First and foremost, you're white. Even if you had been around in the US during the Jim Crow era, you never would've had to worry about which water fountain to use. It is disingenuous at best for you to use that analogy in this, and you would rightly be run up the flagpole for it, if you made it in a more public manner. I'll give you a minor amount of leeway here, because you aren't from the US so you may not fully appreciate the harm you do as a white person claiming the struggles black people had back then as your own, but you should never, EVER use that as part of your rhetoric again, if it never applied to you.
You spend a lot of your comment speaking of what would, essentially, be the emotional fallout to us from the decision. That's a bit disingenuous, because you know for a fact (if for no other reason that the constant, loud, and aggressive hate the PDGA has done nothing effective to address in its membership) that nobody in this discussion cares how it will impact us in any way, least of all how it will make us feel.
No offense, but don't use your lack of cashing to minimize the effect of a ban on those who have done their best to make competitive disc golf their career.

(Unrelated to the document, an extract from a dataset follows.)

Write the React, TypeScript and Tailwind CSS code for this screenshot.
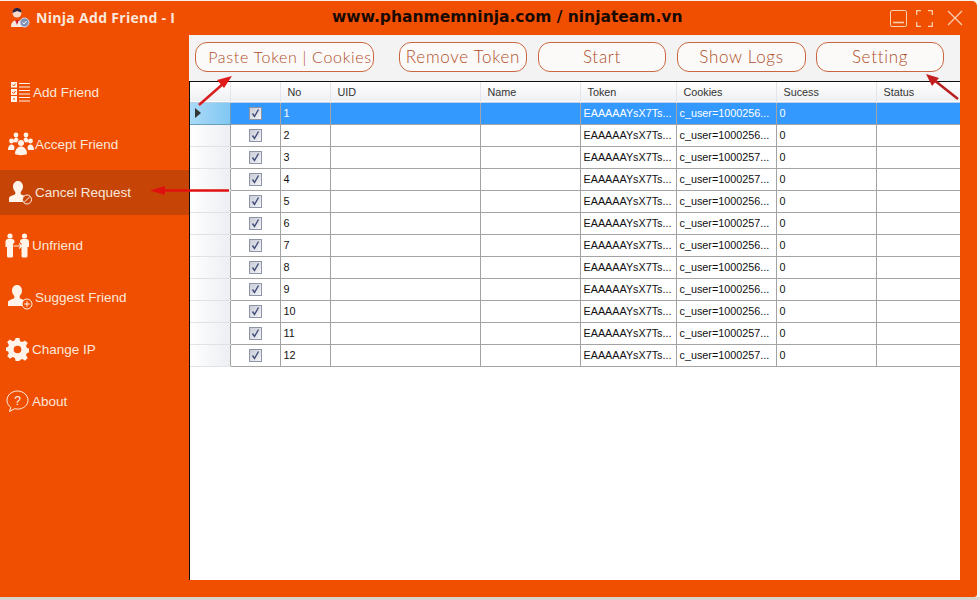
import React from 'react';

const rows = [
  { no: 1, cookie: 'c_user=1000256...' },
  { no: 2, cookie: 'c_user=1000256...' },
  { no: 3, cookie: 'c_user=1000257...' },
  { no: 4, cookie: 'c_user=1000257...' },
  { no: 5, cookie: 'c_user=1000256...' },
  { no: 6, cookie: 'c_user=1000257...' },
  { no: 7, cookie: 'c_user=1000256...' },
  { no: 8, cookie: 'c_user=1000256...' },
  { no: 9, cookie: 'c_user=1000256...' },
  { no: 10, cookie: 'c_user=1000256...' },
  { no: 11, cookie: 'c_user=1000257...' },
  { no: 12, cookie: 'c_user=1000257...' },
];

const buttons = [
  { label: 'Paste Token | Cookies', cls: 'w-[179px] pl-[11px] text-[16px]' },
  { label: 'Remove Token', cls: 'ml-[25px] w-[128px] text-[17px]' },
  { label: 'Start', cls: 'ml-[11px] w-[128px] text-[17px]' },
  { label: 'Show Logs', cls: 'ml-[11px] w-[129px] text-[17px]' },
  { label: 'Setting', cls: 'ml-[10px] w-[128px] text-[17px]' },
];

const Person = () => (
  <path
    d="M9 0c3.200 0 5 2.500 5 5.500 0 2.200-.8 4-2.300 5.500v2.200c2.500 1 5.300 1.700 6.300 3.500V21H0v-4.300c1-1.800 3.800-2.500 6.300-3.500V11C4.800 9.500 4 7.700 4 5.500 4 2.500 5.800 0 9 0z"
    fill="#fff3ea"
  />
);

function ListIcon() {
  return (
    <svg width="20" height="20" viewBox="0 0 20 20" fill="none">
      <rect x="0" y="0" width="6" height="5.500" fill="#fff3ea" />
      <rect x="0" y="7" width="6" height="6" fill="#fff3ea" />
      <rect x="0" y="14" width="6" height="6" fill="#fff3ea" />
      <path d="M1.200 2.500l1.500 1.500 2-2.500M1.200 10l1.500 1.500 2-2.500M2 17h2" stroke="#f04e00" strokeWidth="1" />
      <path d="M8 1.500h11M8 5h11M8 8.500h11M8 12h11M8 15.500h11M8 19h11" stroke="#fff3ea" strokeWidth="1.100" />
    </svg>
  );
}

function GroupIcon() {
  return (
    <svg width="26" height="24" viewBox="0 0 26 24" fill="#fff3ea">
      <circle cx="8" cy="3" r="2.400" />
      <circle cx="18" cy="3" r="2.400" />
      <circle cx="3.500" cy="9" r="2.400" />
      <circle cx="22.500" cy="9" r="2.400" />
      <circle cx="13" cy="11" r="3" />
      <path d="M0 18c0-4 2-5.500 3.500-5.500S6 13.500 6.500 15L6 18zM26 18c0-4-2-5.500-3.500-5.500S20 13.500 19.500 15l.5 3z" />
      <path d="M5 10c.5-3 2-4.500 3-4.500s2 .6 2.500 2L9 10.500zM21 10c-.5-3-2-4.500-3-4.500s-2 .6-2.500 2l1.500 3z" />
      <path d="M7 22c0-5 3-7.500 6-7.500s6 2.500 6 7.500c-2 1.500-10 1.500-12 0z" />
    </svg>
  );
}

function CancelIcon() {
  return (
    <svg width="24" height="24" viewBox="0 0 24 24" fill="none">
      <Person />
      <circle cx="18" cy="18.500" r="4.500" fill="#c54406" stroke="#fff3ea" strokeWidth="1" />
      <path d="M15 21.500l6-6" stroke="#fff3ea" strokeWidth="1" />
    </svg>
  );
}

function UnfriendIcon() {
  return (
    <svg width="25" height="25" viewBox="0 0 25 25" fill="#fff3ea">
      <circle cx="5" cy="3" r="2.600" />
      <circle cx="19.500" cy="3" r="2.600" />
      <path d="M0.500 9c0-2 1-3 2.500-3h4c1.500 0 2.500 1 2.500 2.500L9 10.500H8V23c0 1-.8 1.500-1.500 1.500h-3C2.800 24.500 2 24 2 23V14H0.500z" />
      <path d="M24 9c0-2-1-3-2.500-3h-4C16 6 15 7 15 8.500l.5 1.500h1v13c0 1 .8 1.500 1.500 1.500h3c.7 0 1.500-.5 1.500-1.500v-9H24z" />
      <path d="M8.500 13h8.500M14 10.500l3 2.500-3 2.500" stroke="#fff3ea" strokeWidth="1.100" fill="none" />
    </svg>
  );
}

function SuggestIcon() {
  return (
    <svg width="25" height="25" viewBox="0 0 25 25" fill="none">
      <Person />
      <circle cx="19" cy="19" r="5" fill="#f04e00" stroke="#fff3ea" strokeWidth="1" />
      <path d="M19 16.200v5.600M16.200 19h5.600" stroke="#fff3ea" strokeWidth="1" />
    </svg>
  );
}

function GearIcon() {
  return (
    <svg width="23" height="23" viewBox="0 0 24 24" fill="#fff3ea">
      <path
        fillRule="evenodd"
        d="M10 0h4l.7 3.300 2.300 1 2.900-1.800 2.800 2.800-1.800 2.900 1 2.300 3.100.5v4l-3.100.7-1 2.300 1.800 2.900-2.800 2.800-2.900-1.800-2.300 1L14 24h-4l-.7-3.100-2.300-1-2.900 1.800-2.800-2.800L3 16l-1-2.300L-1 13.500v-3.500l3-.5 1-2.300-1.800-2.900 2.800-2.800L7 3.300l2.300-1zM12 8a4 4 0 100 8 4 4 0 000-8z"
      />
    </svg>
  );
}

function HelpIcon() {
  return (
    <svg width="23" height="23" viewBox="0 0 23 23" fill="none" stroke="#fff3ea" strokeWidth="1">
      <path d="M11.500 1C5.700 1 1 5 1 10.300c0 3 1.500 5.400 3.800 7L3.500 21.500l5-2.700c1 .2 2 .3 3 .3 5.800 0 10.500-3.800 10.500-8.800S17.300 1 11.500 1z" />
      <text x="11.500" y="14.500" textAnchor="middle" fontSize="12" fill="#fff3ea" stroke="none" fontFamily="Liberation Sans, sans-serif">?</text>
    </svg>
  );
}

function Logo() {
  return (
    <svg width="22" height="22" viewBox="0 0 22 22">
      <circle cx="8" cy="6" r="4.500" fill="#f6d9c8" />
      <path d="M3.500 6C3.500 2 6 1 8 1s4.500 1 4.500 4.500L8 4z" fill="#2b2440" />
      <path d="M2 20c0-5 3-7 6-7s6 2 6 7z" fill="#f7e9e2" />
      <path d="M6 13l2 5 2-5z" fill="#d8232a" />
      <circle cx="15.500" cy="15.500" r="4.500" fill="#7f93b8" stroke="#d9dfe8" strokeWidth="1" />
      <path d="M13.500 15.500l1.500 1.500 2.500-3" stroke="#fff" fill="none" strokeWidth="1" />
    </svg>
  );
}

const navItems = [
  { label: 'Add Friend', icon: <ListIcon />, cls: 'h-[52px] pl-[11px] gap-[2px]' },
  { label: 'Accept Friend', icon: <GroupIcon />, cls: 'h-[52px] pl-[8px] gap-px' },
  { label: 'Cancel Request', icon: <CancelIcon />, cls: 'h-[45px] pl-[9px] gap-[2px] bg-[#c54406]' },
  { label: 'Unfriend', icon: <UnfriendIcon />, cls: 'mt-[4px] h-[52px] pl-[5px] gap-[2px]' },
  { label: 'Suggest Friend', icon: <SuggestIcon />, cls: 'h-[52px] pl-[8px] gap-[2px]' },
  { label: 'Change IP', icon: <GearIcon />, cls: 'h-[52px] pl-[6px] gap-[3px]' },
  { label: 'About', icon: <HelpIcon />, cls: 'h-[52px] pl-[6px] gap-[3px]' },
];

function CheckBox() {
  return (
    <div className="mx-auto flex h-[13px] w-[13px] items-center justify-center border border-[#8f95a8] bg-gradient-to-br from-[#c9ccd6] to-[#f3f4f7]">
      <svg width="9" height="9" viewBox="0 0 9 9" fill="none">
        <path d="M1.500 4.500l2 3L7.500 0.500" stroke="#3f4a78" strokeWidth="1.400" />
      </svg>
    </div>
  );
}

const headCell = 'border-r border-[#e3e5e9] px-[7px] text-left font-normal';
const bodyCell = 'overflow-hidden whitespace-nowrap border-r border-b border-[#a3a3a3] px-[3px]';

export default function App() {
  return (
    <div className="relative h-[600px] w-[980px] overflow-hidden bg-[#f7f2ec]">
      <div className="absolute bottom-0 left-0 h-[3px] w-[980px] bg-[#dcd2cc]" />
      <div className="relative mt-px flex h-[596px] w-[977px] flex-col rounded-tr-[5px] rounded-br-[3px] bg-[#f04e00]">
        {/* title bar */}
        <div className="flex h-[34px] items-center">
          <div className="ml-[9px] w-[27px]">
            <Logo />
          </div>
          <div className="w-[296px] font-['Open_Sans',sans-serif] text-[14px] font-bold leading-none tracking-[0.3px] text-[#fbe8dc]">
            Ninja Add Friend - I
          </div>
          <div className="w-[350px] whitespace-nowrap font-['DejaVu_Sans',sans-serif] text-[15.500px] font-bold leading-none text-[#180a02]">
            www.phanmemninja.com / ninjateam.vn
          </div>
          <div className="ml-[208px] flex items-center">
            <svg width="17" height="17" viewBox="0 0 17 17" fill="none" stroke="#f9cfae" strokeWidth="1">
              <rect x="0.500" y="0.500" width="16" height="16" rx="1.500" />
              <path d="M3 12.500h11" strokeWidth="1.600" />
            </svg>
            <svg className="ml-[9px]" width="17" height="17" viewBox="0 0 17 17" fill="none" stroke="#f9cfae" strokeWidth="1.300">
              <path d="M0.700 5V0.700H5M12 0.700h4.300V5M16.300 12v4.300H12M5 16.300H0.700V12" />
            </svg>
            <svg className="ml-[14px]" width="16" height="16" viewBox="0 0 16 16" fill="none" stroke="#f9cfae" strokeWidth="1.300">
              <path d="M1 1l14 14M15 1L1 15" />
            </svg>
          </div>
        </div>

        <div className="flex h-[545px]">
          {/* sidebar */}
          <div className="flex w-[189px] shrink-0 flex-col pt-[31px] font-['Liberation_Sans',sans-serif] text-[13.500px] text-[#fbe8dc]">
            {navItems.map((item) => (
              <div key={item.label} className={`flex items-center ${item.cls}`}>
                {item.icon}
                <span className="mt-[2px]">{item.label}</span>
              </div>
            ))}
          </div>

          {/* main panel */}
          <div className="flex w-[771px] flex-col bg-white">
            <div className="flex h-[46px] shrink-0 items-start bg-[#f3f3f3] pl-[6px] pt-[7px] font-['Lato',sans-serif]">
              {buttons.map((b) => (
                <div
                  key={b.label}
                  className={`flex h-[30px] items-center justify-center rounded-[12px] border border-[#c8673f] bg-[#fbfaf9] font-light tracking-[0.7px] text-[#b04e28] ${b.cls}`}
                >
                  {b.label}
                </div>
              ))}
            </div>
            <div className="flex-1 border-l border-t border-[#101010] font-['Liberation_Sans',sans-serif] text-[10.800px] text-[#111]">
              <table className="w-[770px] table-fixed border-collapse">
                <colgroup>
                  <col className="w-[40px]" />
                  <col className="w-[50px]" />
                  <col className="w-[50px]" />
                  <col className="w-[150px]" />
                  <col className="w-[100px]" />
                  <col className="w-[96px]" />
                  <col className="w-[100px]" />
                  <col className="w-[100px]" />
                  <col className="w-[84px]" />
                </colgroup>
                <thead>
                  <tr className="h-[20px] border-b border-[#bcd0e4] bg-gradient-to-b from-white to-[#eff0f2] text-[#333]">
                    <th className={headCell} />
                    <th className={headCell} />
                    <th className={headCell}>No</th>
                    <th className={headCell}>UID</th>
                    <th className={headCell}>Name</th>
                    <th className={headCell}>Token</th>
                    <th className={headCell}>Cookies</th>
                    <th className={headCell}>Sucess</th>
                    <th className="px-[7px] text-left font-normal">Status</th>
                  </tr>
                </thead>
                <tbody>
                  {rows.map((row, i) => {
                    const selected = i === 0;
                    return (
                      <tr key={row.no} className={`h-[22px] ${selected ? 'bg-[#3399ff] text-white' : 'bg-white'}`}>
                        <td
                          className={`border-r border-b p-0 ${
                            selected
                              ? 'border-[#6d9fbd] bg-gradient-to-r from-[#a9daf7] to-[#80c7f2]'
                              : 'border-r-[#a3a3a3] border-b-[#dfe2e7] bg-gradient-to-r from-white to-[#eceef2]'
                          }`}
                        >
                          {selected && (
                            <svg className="ml-[5px]" width="7" height="10" viewBox="0 0 7 10">
                              <path d="M0 0l6 5-6 5z" fill="#333" />
                            </svg>
                          )}
                        </td>
                        <td className={bodyCell}>
                          <CheckBox />
                        </td>
                        <td className={bodyCell}>{row.no}</td>
                        <td className={bodyCell} />
                        <td className={bodyCell} />
                        <td className={bodyCell}>EAAAAAYsX7Ts...</td>
                        <td className={bodyCell}>{row.cookie}</td>
                        <td className={bodyCell}>0</td>
                        <td className="border-b border-[#a3a3a3]" />
                      </tr>
                    );
                  })}
                </tbody>
              </table>
            </div>
          </div>
        </div>
      </div>

      {/* red annotation arrows */}
      <svg className="pointer-events-none absolute left-0 top-0" width="980" height="600" fill="#e01b1b">
        <path d="M199 105L224 83" stroke="#d81e1e" strokeWidth="2.500" />
        <path d="M232 76l-15 4 7 8z" />
        <path d="M958 99L934 80" stroke="#b82020" strokeWidth="2.500" />
        <path d="M926 74l6 12 7-8z" fill="#c41e1e" />
        <path d="M229 190.500H162" stroke="#e01010" strokeWidth="2.500" />
        <path d="M150 190.500l15-4.500v9z" fill="#e01010" />
      </svg>
    </div>
  );
}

Your information on that is 100% specific to you, and your personal disc golf career, yet you word it as if this is how all trans women would feel. Do we all want to do better? Sure, that's why we do field work and putting practice. But we pay our dues and play tournaments because we want to compete, and have a chance at winning/. There is zero purpose to playing in tournaments, if our registration fee is guaranteed to be a donation to people we never have a chance at beating, and we'd never make it to the DGPT if we can't play well enough to be competitive in our division, no matter how hard we work at improving. A trans woman winning 2 high profile events in one year isn't representative of that sort of effect on the FPO division, but it would be a 100% certainty for any trans woman who has medically transitioned, in MPO.

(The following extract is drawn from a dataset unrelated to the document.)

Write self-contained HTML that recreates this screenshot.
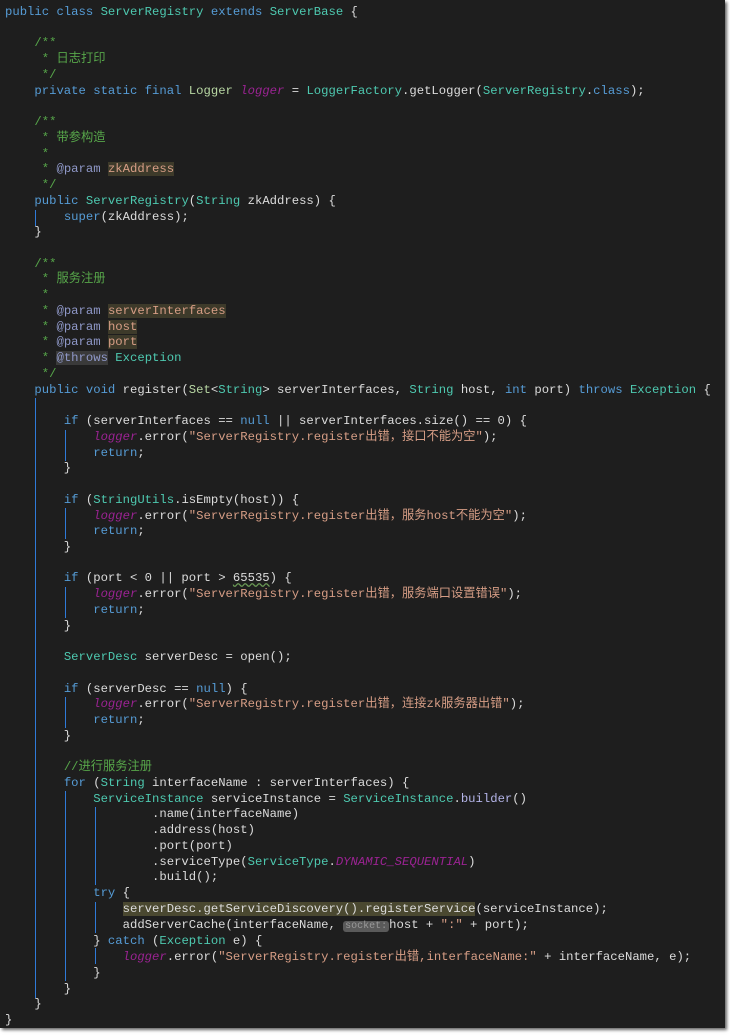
<!DOCTYPE html>
<html><head><meta charset="utf-8"><style>
html,body{margin:0;padding:0;background:#fff;width:730px;height:1035px;overflow:hidden}
#ed{position:absolute;left:0;top:0;width:725px;height:1028px;background:#1e1e1e;box-shadow:2px 2px 3px #666}
pre{margin:0;position:absolute;left:5px;top:5px;font-family:"Liberation Mono","Noto Sans CJK SC",monospace;font-size:12.25px;line-height:15.73px;color:#dcdcdc}
.k{color:#569cd6}.t{color:#4ec9b0}.c{color:#57a64a}.s{color:#d69d85}.l{color:#9b2393;font-style:italic}
.i{color:#b8d7a3}.d{color:#8f98c8}.m{color:#b4b4e8}
.h{background:#3d3a2a}.hc{color:#d69d85;background:#3d3a2a}
.hl{background:#4a4830}.th{background:#3a3a3a}
.hint{background:#5a5a5a;color:#999;font-size:10px;border-radius:3px;padding:0 2px}
.g{position:absolute;width:1px;background:#2f7ad8}
.w{text-decoration:underline wavy #6a9955}
</style></head><body><div id="ed">
<div class="g" style="left:35px;top:398px;height:600px"></div>
<div class="g" style="left:35px;top:210px;height:16px"></div>
<div class="g" style="left:65px;top:430px;height:31px"></div>
<div class="g" style="left:65px;top:508px;height:31px"></div>
<div class="g" style="left:65px;top:587px;height:31px"></div>
<div class="g" style="left:65px;top:697px;height:31px"></div>
<div class="g" style="left:65px;top:791px;height:190px"></div>
<div class="g" style="left:95px;top:807px;height:78px"></div>
<div class="g" style="left:95px;top:902px;height:31px"></div>
<div class="g" style="left:95px;top:948px;height:16px"></div>
<pre><span class="k">public class</span> <span class="t">ServerRegistry</span> <span class="k">extends</span> <span class="t">ServerBase</span> {

    <span class="c">/**</span>
<span class="c">     * 日志打印</span>
<span class="c">     */</span>
    <span class="k">private static final</span> <span class="i">Logger</span> <span class="l">logger</span> = <span class="t">LoggerFactory</span>.getLogger(<span class="t">ServerRegistry</span>.<span class="k">class</span>);

    <span class="c">/**</span>
<span class="c">     * 带参构造</span>
<span class="c">     *</span>
<span class="c">     * </span><span class="d">@param</span> <span class="hc">zkAddress</span>
<span class="c">     */</span>
    <span class="k">public</span> <span class="t">ServerRegistry</span>(<span class="t">String</span> zkAddress) {
        <span class="k">super</span>(zkAddress);
    }

    <span class="c">/**</span>
<span class="c">     * 服务注册</span>
<span class="c">     *</span>
<span class="c">     * </span><span class="d">@param</span> <span class="hc">serverInterfaces</span>
<span class="c">     * </span><span class="d">@param</span> <span class="hc">host</span>
<span class="c">     * </span><span class="d">@param</span> <span class="hc">port</span>
<span class="c">     * </span><span class="d th">@throws</span> <span class="t">Exception</span>
<span class="c">     */</span>
    <span class="k">public void</span> register(<span class="i">Set</span>&lt;<span class="t">String</span>&gt; serverInterfaces, <span class="t">String</span> host, <span class="k">int</span> port) <span class="k">throws</span> <span class="t">Exception</span> {

        <span class="k">if</span> (serverInterfaces == <span class="k">null</span> || serverInterfaces.size() == 0) {
            <span class="l">logger</span>.error(<span class="s">"ServerRegistry.register出错，接口不能为空"</span>);
            <span class="k">return</span>;
        }

        <span class="k">if</span> (<span class="t">StringUtils</span>.isEmpty(host)) {
            <span class="l">logger</span>.error(<span class="s">"ServerRegistry.register出错，服务host不能为空"</span>);
            <span class="k">return</span>;
        }

        <span class="k">if</span> (port &lt; 0 || port &gt; <span class="w">65535</span>) {
            <span class="l">logger</span>.error(<span class="s">"ServerRegistry.register出错，服务端口设置错误"</span>);
            <span class="k">return</span>;
        }

        <span class="t">ServerDesc</span> serverDesc = open();

        <span class="k">if</span> (serverDesc == <span class="k">null</span>) {
            <span class="l">logger</span>.error(<span class="s">"ServerRegistry.register出错，连接zk服务器出错"</span>);
            <span class="k">return</span>;
        }

        <span class="c">//进行服务注册</span>
        <span class="k">for</span> (<span class="t">String</span> interfaceName : serverInterfaces) {
            <span class="t">ServiceInstance</span> serviceInstance = <span class="t">ServiceInstance</span>.<span class="m">builder</span>()
                    .name(interfaceName)
                    .address(host)
                    .port(port)
                    .serviceType(<span class="t">ServiceType</span>.<span class="l">DYNAMIC_SEQUENTIAL</span>)
                    .build();
            <span class="k">try</span> {
                <span class="hl">serverDesc.getServiceDiscovery().registerService</span>(serviceInstance);
                addServerCache(interfaceName, <span class="hint">socket:</span>host + <span class="s">":"</span> + port);
            } <span class="k">catch</span> (<span class="t">Exception</span> e) {
                <span class="l">logger</span>.error(<span class="s">"ServerRegistry.register出错,interfaceName:"</span> + interfaceName, e);
            }
        }
    }
}</pre>
</div></body></html>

A ban would be the PDGA ham fistedly trying to prevent the hypothetical issue cis women being able to make a living playing disc golf, by guaranteeing no trans woman can ever make a living playing disc golf, ever again. Yes, it would other us, yes it would open the PDGA up to title IX fights in court in the US, yes it would violate laws in states or countries where competition bans have been made illegal - but pragmatically, this effect is the only one that actually holds any more impact than we, as "out" trans women, face every single day in the workforce, or when we walk out in public - and it holds a HUGE one for someone like Natalie who, unlike you, has actually been able to support herself to some degree with her winnings. It sends a message to every trans woman who has a passion for disc golf, and would love to compete, that the most they can ever compete for is a few discs from the fly mart, which they can hope to sell for a couple hundred bucks, if it was a pretty big tournament.

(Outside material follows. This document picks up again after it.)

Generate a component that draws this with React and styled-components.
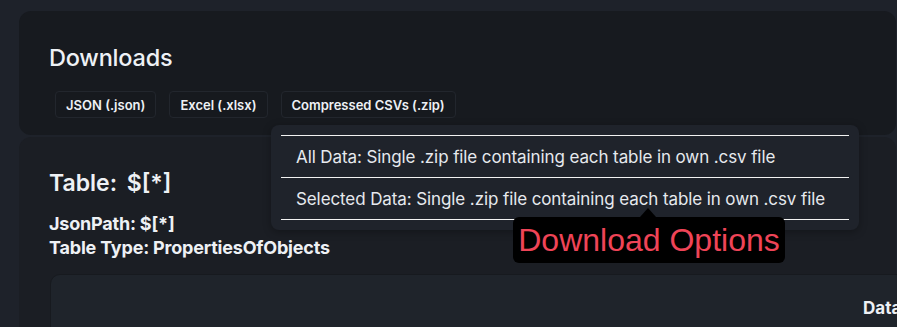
import React from "react"
import styled, { createGlobalStyle } from "styled-components"

const Global = createGlobalStyle`
  html, body {
    margin: 0;
    background: #1e222a;
    font-family: Inter, "Open Sans", sans-serif;
    color: #eef1f5;
  }
`

const Page = styled.div`
  position: relative;
  width: 897px;
  height: 327px;
  overflow: hidden;
  padding: 11px 1px 0 19px;
  box-sizing: border-box;
  display: flex;
  flex-direction: column;
  gap: 2px;
`

const Panel = styled.section`
  background: ${p => p.$bg};
  border-radius: 12px;
  padding: ${p => p.$pad};
  box-sizing: border-box;
  height: ${p => p.$h || "auto"};
  flex-shrink: 0;
`

const Title = styled.h2`
  margin: 0;
  font-size: 23.5px;
  font-weight: 500;
  letter-spacing: -0.2px;
  line-height: 28px;
`

const ButtonRow = styled.div`
  display: flex;
  gap: 13px;
  margin: 19px 0 0 6px;
`

const DlButton = styled.button`
  font-family: inherit;
  font-size: 13px;
  font-weight: 600;
  color: #eef1f5;
  background: #16191e;
  border: 1px solid #22262d;
  border-radius: 4px;
  height: 27px;
  padding: 0 10px;
`

const TableTitle = styled.h3`
  margin: 0;
  font-size: 23px;
  font-weight: 600;
  line-height: 28px;
  word-spacing: 4px;
`

const Meta = styled.div`
  font-size: 18px;
  font-weight: 700;
  line-height: 24px;
  letter-spacing: -0.2px;
`

const MetaBlock = styled.div`
  margin-top: 15px;
`

const Card = styled.div`
  margin: 14px 0 0 1px;
  width: 900px;
  height: 80px;
  background: #1f242b;
  border: 1px solid #171a1f;
  border-radius: 10px;
  padding: 23px 0 0 812px;
  box-sizing: border-box;
`

const HeadCell = styled.span`
  font-size: 17px;
  font-weight: 700;
`

const Popover = styled.div`
  position: absolute;
  left: 271px;
  top: 125px;
  width: 588px;
  background: #1f232b;
  border-radius: 8px;
  padding: 10px 10px;
  box-sizing: border-box;
  box-shadow: 0 2px 8px rgba(0, 0, 0, 0.3);
`

const Option = styled.div`
  height: 41px;
  display: flex;
  align-items: center;
  padding-left: 15px;
  border-top: 1px solid #f2f2f2;
  font-size: 17px;
  font-weight: 400;
  color: #e6e9ee;
  letter-spacing: -0.1px;
  &:last-child {
    border-bottom: 1px solid #f2f2f2;
  }
`

const Tooltip = styled.div`
  position: absolute;
  left: 513px;
  top: 217px;
  width: 272px;
  height: 46px;
  background: #000;
  border-radius: 6px;
  color: #ef4457;
  font-family: "Liberation Sans", Arial, sans-serif;
  font-size: 32px;
  line-height: 46px;
  text-align: center;
  &:before {
    content: "";
    position: absolute;
    left: 127px;
    top: -9px;
    border-left: 8px solid transparent;
    border-right: 8px solid transparent;
    border-bottom: 9px solid #000;
  }
`

export default function App() {
  return (
    <>
      <Global />
      <Page>
        <Panel $bg="#171a1f" $pad="33px 30px 0" $h="124px">
          <Title>Downloads</Title>
          <ButtonRow>
            <DlButton>JSON (.json)</DlButton>
            <DlButton>Excel (.xlsx)</DlButton>
            <DlButton>Compressed CSVs (.zip)</DlButton>
          </ButtonRow>
        </Panel>
        <Panel $bg="#1b1e24" $pad="32px 30px 0" $h="200px">
          <TableTitle>Table: $[*]</TableTitle>
          <MetaBlock>
            <Meta>JsonPath: $[*]</Meta>
            <Meta>Table Type: PropertiesOfObjects</Meta>
          </MetaBlock>
          <Card>
            <HeadCell>Data</HeadCell>
          </Card>
        </Panel>
        <Popover>
          <Option>All Data: Single .zip file containing each table in own .csv file</Option>
          <Option>Selected Data: Single .zip file containing each table in own .csv file</Option>
        </Popover>
        <Tooltip>Download Options</Tooltip>
      </Page>
    </>
  )
}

The disconnect between your view, and the reality of the problem, is why the trans disc golf community has no faith in the BoD. You should be keenly aware of the impacts that matter most immediately in this discussion - yet you're talking about them as if they're something to be shrugged off, because you're more concerned about something you already have to deal with in every other facet of your day to day life. We know that the PDGA would never feel the loss of our membership and tournament fees, because of how few of us there are right now, so there's ZERO reason for us to believe the PDGA will do right by us, because angry, bigoted cis men are so much louder, and more numerous (and thus pay you so much more money) than we will ever be - and the complete SILENCE from the PDGA about doing anything substantive to the abusive rhetoric being thrown at us every day among the player base speaks more loudly than any feigned reassurance from a board member ever could.